Below is some material; set it all down exactly, apart from the pictures.

****************************************

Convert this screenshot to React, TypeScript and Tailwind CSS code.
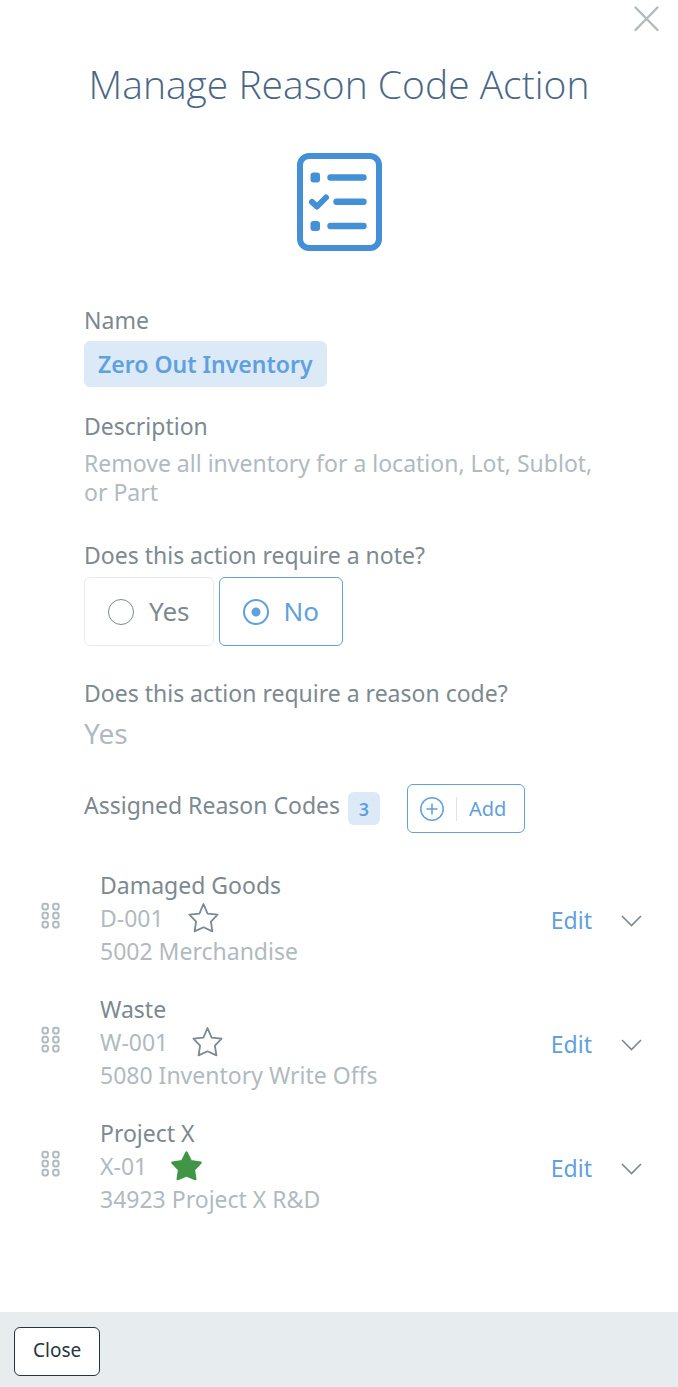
import { useState } from "react";

type ReasonCode = {
  id: number;
  name: string;
  code: string;
  account: string;
};

const reasonCodes: ReasonCode[] = [
  { id: 1, name: "Damaged Goods", code: "D-001", account: "5002 Merchandise" },
  { id: 2, name: "Waste", code: "W-001", account: "5080 Inventory Write Offs" },
  { id: 3, name: "Project X", code: "X-01", account: "34923 Project X R&D" },
];

function ChecklistIcon() {
  return (
    <svg width="86" height="98" viewBox="0 0 86 98" fill="none" stroke="#4390d6" strokeLinecap="round" strokeLinejoin="round" aria-hidden="true">
      <rect x="4" y="3" width="79" height="92" rx="9" strokeWidth="6" />
      <path d="M34.500 24.500H67.500M40.500 48.700H67.500M34.500 73H67.500" strokeWidth="6.400" />
      <path d="M16 49L21 53.500L30 44.500" strokeWidth="6" />
      <rect x="14.500" y="19.500" width="9.500" height="10" rx="3" fill="#4390d6" stroke="none" />
      <rect x="14.500" y="68" width="9.500" height="10" rx="3" fill="#4390d6" stroke="none" />
    </svg>
  );
}

function DragIcon() {
  return (
    <svg width="20" height="28" viewBox="0 0 20 28" fill="none" stroke="#b0babf" strokeWidth="2" aria-hidden="true">
      {[1.8, 10.8, 19.8].map((y) => (
        <g key={y}>
          <rect x="2.500" y={y} width="5.400" height="5.600" rx="1.800" />
          <rect x="13.200" y={y} width="5.400" height="5.600" rx="1.800" />
        </g>
      ))}
    </svg>
  );
}

function StarIcon({ filled }: { filled: boolean }) {
  return (
    <svg
      width="32"
      height="32"
      viewBox="0 0 32 32"
      fill={filled ? "#419645" : "none"}
      stroke={filled ? "#419645" : "#7c8990"}
      strokeWidth="1.800"
      strokeLinejoin="round"
      aria-hidden="true"
    >
      {filled ? (
        <path d="M15.500 2.500L19.900 11.300L29.600 12.600L22.900 19.800L24.300 29.100L15.500 25.500L6.700 29.100L8.100 19.800L1.400 12.600L11.100 11.300Z" strokeWidth="2.400" />
      ) : (
        <path d="M15.500 2L19.600 11.700L29.600 12.700L22.900 19.600L24.400 29.400L15.500 25.300L6.600 29.400L8.100 19.600L1.400 12.700L11.400 11.700Z" />
      )}
    </svg>
  );
}

function ReasonCodeRow({ item, starred, onStar }: { item: ReasonCode; starred: boolean; onStar: () => void }) {
  return (
    <li className="flex items-center pr-9 pl-10">
      <button type="button" aria-label={`Reorder ${item.name}`} className="mr-10 mb-1 cursor-grab">
        <DragIcon />
      </button>
      <div className="flex-1">
        <h3 className="leading-8 text-[#7c8990]">{item.name}</h3>
        <div className="flex items-center gap-6 text-[#b0babf]">
          <span className="leading-[34px]">{item.code}</span>
          <button type="button" aria-label={`Set ${item.name} as default`} aria-pressed={starred} onClick={onStar}>
            <StarIcon filled={starred} />
          </button>
        </div>
        <p className="leading-8 text-[#b0babf]">{item.account}</p>
      </div>
      <div className="flex items-center gap-7 pt-1">
        <a href="#edit" className="text-[#5fa0de]">
          Edit
        </a>
        <button type="button" aria-label={`Expand ${item.name}`}>
          <svg width="22" height="14" viewBox="0 0 22 14" fill="none" stroke="#7c8990" strokeWidth="1.600" aria-hidden="true">
            <path d="M2 3L11.500 12.500L21 3" />
          </svg>
        </button>
      </div>
    </li>
  );
}

export default function App() {
  const [note, setNote] = useState("No");
  const [defaultId, setDefaultId] = useState(3);

  return (
    <div className="flex min-h-screen flex-col bg-white font-['Noto_Sans',sans-serif] text-[23px] text-[#7c8990]">
      <header className="flex flex-col">
        <button type="button" aria-label="Close dialog" className="mt-1 mr-4 self-end">
          <svg width="30" height="30" viewBox="0 0 30 30" fill="none" stroke="#b0babf" strokeWidth="2.400" strokeLinecap="round" aria-hidden="true">
            <path d="M3.500 3.500L25.500 26M25.500 3.500L3.500 26" />
          </svg>
        </button>
        <h1 className="mt-6 text-center font-['Open_Sans',sans-serif] text-[39px] leading-[52px] font-light text-[#4a6785]">
          Manage Reason Code Action
        </h1>
        <div className="mt-[43px] flex justify-center">
          <ChecklistIcon />
        </div>
      </header>

      <main className="flex-1">
        <div className="px-[84px]">
          <h2 className="mt-[53px] leading-8">Name</h2>
          <p className="mt-[5px] inline-block rounded-md bg-[#dceaf8] px-3.5 py-2 leading-[30px] font-semibold text-[#5fa0de]">
            Zero Out Inventory
          </p>

          <h2 className="mt-[23px] leading-8">Description</h2>
          <p className="mt-[7px] leading-[29px] text-[#b0babf]">Remove all inventory for a location, Lot, Sublot, or Part</p>

          <fieldset className="mt-8">
            <legend className="leading-8">Does this action require a note?</legend>
            <div className="mt-1.5 flex gap-[5px] text-[26px]">
              {["Yes", "No"].map((option) => (
                <label
                  key={option}
                  className="flex h-[69px] items-center gap-[15px] rounded-md border border-[#e8ebec] px-[23px] has-checked:border-[#5fa0de] has-checked:text-[#5fa0de]"
                >
                  <input
                    type="radio"
                    name="note"
                    value={option}
                    checked={note === option}
                    onChange={() => setNote(option)}
                    className="size-[26px] appearance-none rounded-full border border-[#7c8990] checked:border-2 checked:border-[#5fa0de] checked:bg-[radial-gradient(circle,#5fa0de_0_4px,transparent_5px)]"
                  />
                  {option}
                </label>
              ))}
            </div>
          </fieldset>

          <h2 className="mt-[31px] leading-8">Does this action require a reason code?</h2>
          <p className="mt-1.5 text-[28px] leading-9 text-[#b0babf]">Yes</p>

          <div className="mt-[33px] flex items-center">
            <h2 className="mb-2 leading-8">Assigned Reason Codes</h2>
            <span className="ml-2 flex h-[33px] w-8 items-center justify-center rounded-md bg-[#dceaf8] text-lg font-semibold text-[#5fa0de]">
              {reasonCodes.length}
            </span>
            <button
              type="button"
              className="ml-[27px] flex h-[49px] items-center rounded-md border border-[#5fa0de] px-3 text-xl text-[#5fa0de]"
            >
              <svg width="24" height="24" viewBox="0 0 24 24" fill="none" stroke="currentColor" strokeWidth="1.500" strokeLinecap="round" aria-hidden="true">
                <circle cx="12" cy="12" r="11.200" />
                <path d="M12 7V17M7 12H17" />
              </svg>
              <span className="ml-3 border-l border-[#dfe3e5] pr-1.5 pl-3 leading-6">Add</span>
            </button>
          </div>
        </div>

        <ul className="mt-9 mb-24 flex flex-col gap-[26px]">
          {reasonCodes.map((item) => (
            <ReasonCodeRow key={item.id} item={item} starred={item.id === defaultId} onStar={() => setDefaultId(item.id)} />
          ))}
        </ul>
      </main>

      <footer className="bg-[#e7edee] px-3.5 pt-[15px] pb-[11px]">
        <button type="button" className="h-[49px] rounded-md border border-[#263640] bg-white px-[18px] pb-0.5 text-[19px] text-[#263640]">
          Close
        </button>
      </footer>
    </div>
  );
}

****************************************

■ Solved exercise
Convert this screenshot to React, TypeScript and Tailwind CSS code.
import { useState } from "react";

type ReasonCode = {
  id: number;
  name: string;
  code: string;
  account: string;
};

const reasonCodes: ReasonCode[] = [
  { id: 1, name: "Damaged Goods", code: "D-001", account: "5002 Merchandise" },
  { id: 2, name: "Waste", code: "W-001", account: "5080 Inventory Write Offs" },
  { id: 3, name: "Project X", code: "X-01", account: "34923 Project X R&D" },
];

function ChecklistIcon() {
  return (
    <svg width="86" height="98" viewBox="0 0 86 98" fill="none" stroke="#4390d6" strokeLinecap="round" strokeLinejoin="round" aria-hidden="true">
      <rect x="4" y="3" width="79" height="92" rx="9" strokeWidth="6" />
      <path d="M34.500 24.500H67.500M40.500 48.700H67.500M34.500 73H67.500" strokeWidth="6.400" />
      <path d="M16 49L21 53.500L30 44.500" strokeWidth="6" />
      <rect x="14.500" y="19.500" width="9.500" height="10" rx="3" fill="#4390d6" stroke="none" />
      <rect x="14.500" y="68" width="9.500" height="10" rx="3" fill="#4390d6" stroke="none" />
    </svg>
  );
}

function DragIcon() {
  return (
    <svg width="20" height="28" viewBox="0 0 20 28" fill="none" stroke="#b0babf" strokeWidth="2" aria-hidden="true">
      {[1.8, 10.8, 19.8].map((y) => (
        <g key={y}>
          <rect x="2.500" y={y} width="5.400" height="5.600" rx="1.800" />
          <rect x="13.200" y={y} width="5.400" height="5.600" rx="1.800" />
        </g>
      ))}
    </svg>
  );
}

function StarIcon({ filled }: { filled: boolean }) {
  return (
    <svg
      width="32"
      height="32"
      viewBox="0 0 32 32"
      fill={filled ? "#419645" : "none"}
      stroke={filled ? "#419645" : "#7c8990"}
      strokeWidth="1.800"
      strokeLinejoin="round"
      aria-hidden="true"
    >
      {filled ? (
        <path d="M15.500 2.500L19.900 11.300L29.600 12.600L22.900 19.800L24.300 29.100L15.500 25.500L6.700 29.100L8.100 19.800L1.400 12.600L11.100 11.300Z" strokeWidth="2.400" />
      ) : (
        <path d="M15.500 2L19.600 11.700L29.600 12.700L22.900 19.600L24.400 29.400L15.500 25.300L6.600 29.400L8.100 19.600L1.400 12.700L11.400 11.700Z" />
      )}
    </svg>
  );
}

function ReasonCodeRow({ item, starred, onStar }: { item: ReasonCode; starred: boolean; onStar: () => void }) {
  return (
    <li className="flex items-center pr-9 pl-10">
      <button type="button" aria-label={`Reorder ${item.name}`} className="mr-10 mb-1 cursor-grab">
        <DragIcon />
      </button>
      <div className="flex-1">
        <h3 className="leading-8 text-[#7c8990]">{item.name}</h3>
        <div className="flex items-center gap-6 text-[#b0babf]">
          <span className="leading-[34px]">{item.code}</span>
          <button type="button" aria-label={`Set ${item.name} as default`} aria-pressed={starred} onClick={onStar}>
            <StarIcon filled={starred} />
          </button>
        </div>
        <p className="leading-8 text-[#b0babf]">{item.account}</p>
      </div>
      <div className="flex items-center gap-7 pt-1">
        <a href="#edit" className="text-[#5fa0de]">
          Edit
        </a>
        <button type="button" aria-label={`Expand ${item.name}`}>
          <svg width="22" height="14" viewBox="0 0 22 14" fill="none" stroke="#7c8990" strokeWidth="1.600" aria-hidden="true">
            <path d="M2 3L11.500 12.500L21 3" />
          </svg>
        </button>
      </div>
    </li>
  );
}

export default function App() {
  const [note, setNote] = useState("No");
  const [defaultId, setDefaultId] = useState(3);

  return (
    <div className="flex min-h-screen flex-col bg-white font-['Noto_Sans',sans-serif] text-[23px] text-[#7c8990]">
      <header className="flex flex-col">
        <button type="button" aria-label="Close dialog" className="mt-1 mr-4 self-end">
          <svg width="30" height="30" viewBox="0 0 30 30" fill="none" stroke="#b0babf" strokeWidth="2.400" strokeLinecap="round" aria-hidden="true">
            <path d="M3.500 3.500L25.500 26M25.500 3.500L3.500 26" />
          </svg>
        </button>
        <h1 className="mt-6 text-center font-['Open_Sans',sans-serif] text-[39px] leading-[52px] font-light text-[#4a6785]">
          Manage Reason Code Action
        </h1>
        <div className="mt-[43px] flex justify-center">
          <ChecklistIcon />
        </div>
      </header>

      <main className="flex-1">
        <div className="px-[84px]">
          <h2 className="mt-[53px] leading-8">Name</h2>
          <p className="mt-[5px] inline-block rounded-md bg-[#dceaf8] px-3.5 py-2 leading-[30px] font-semibold text-[#5fa0de]">
            Zero Out Inventory
          </p>

          <h2 className="mt-[23px] leading-8">Description</h2>
          <p className="mt-[7px] leading-[29px] text-[#b0babf]">Remove all inventory for a location, Lot, Sublot, or Part</p>

          <fieldset className="mt-8">
            <legend className="leading-8">Does this action require a note?</legend>
            <div className="mt-1.5 flex gap-[5px] text-[26px]">
              {["Yes", "No"].map((option) => (
                <label
                  key={option}
                  className="flex h-[69px] items-center gap-[15px] rounded-md border border-[#e8ebec] px-[23px] has-checked:border-[#5fa0de] has-checked:text-[#5fa0de]"
                >
                  <input
                    type="radio"
                    name="note"
                    value={option}
                    checked={note === option}
                    onChange={() => setNote(option)}
                    className="size-[26px] appearance-none rounded-full border border-[#7c8990] checked:border-2 checked:border-[#5fa0de] checked:bg-[radial-gradient(circle,#5fa0de_0_4px,transparent_5px)]"
                  />
                  {option}
                </label>
              ))}
            </div>
          </fieldset>

          <h2 className="mt-[31px] leading-8">Does this action require a reason code?</h2>
          <p className="mt-1.5 text-[28px] leading-9 text-[#b0babf]">Yes</p>

          <div className="mt-[33px] flex items-center">
            <h2 className="mb-2 leading-8">Assigned Reason Codes</h2>
            <span className="ml-2 flex h-[33px] w-8 items-center justify-center rounded-md bg-[#dceaf8] text-lg font-semibold text-[#5fa0de]">
              {reasonCodes.length}
            </span>
            <button
              type="button"
              className="ml-[27px] flex h-[49px] items-center rounded-md border border-[#5fa0de] px-3 text-xl text-[#5fa0de]"
            >
              <svg width="24" height="24" viewBox="0 0 24 24" fill="none" stroke="currentColor" strokeWidth="1.500" strokeLinecap="round" aria-hidden="true">
                <circle cx="12" cy="12" r="11.200" />
                <path d="M12 7V17M7 12H17" />
              </svg>
              <span className="ml-3 border-l border-[#dfe3e5] pr-1.5 pl-3 leading-6">Add</span>
            </button>
          </div>
        </div>

        <ul className="mt-9 mb-24 flex flex-col gap-[26px]">
          {reasonCodes.map((item) => (
            <ReasonCodeRow key={item.id} item={item} starred={item.id === defaultId} onStar={() => setDefaultId(item.id)} />
          ))}
        </ul>
      </main>

      <footer className="bg-[#e7edee] px-3.5 pt-[15px] pb-[11px]">
        <button type="button" className="h-[49px] rounded-md border border-[#263640] bg-white px-[18px] pb-0.5 text-[19px] text-[#263640]">
          Close
        </button>
      </footer>
    </div>
  );
}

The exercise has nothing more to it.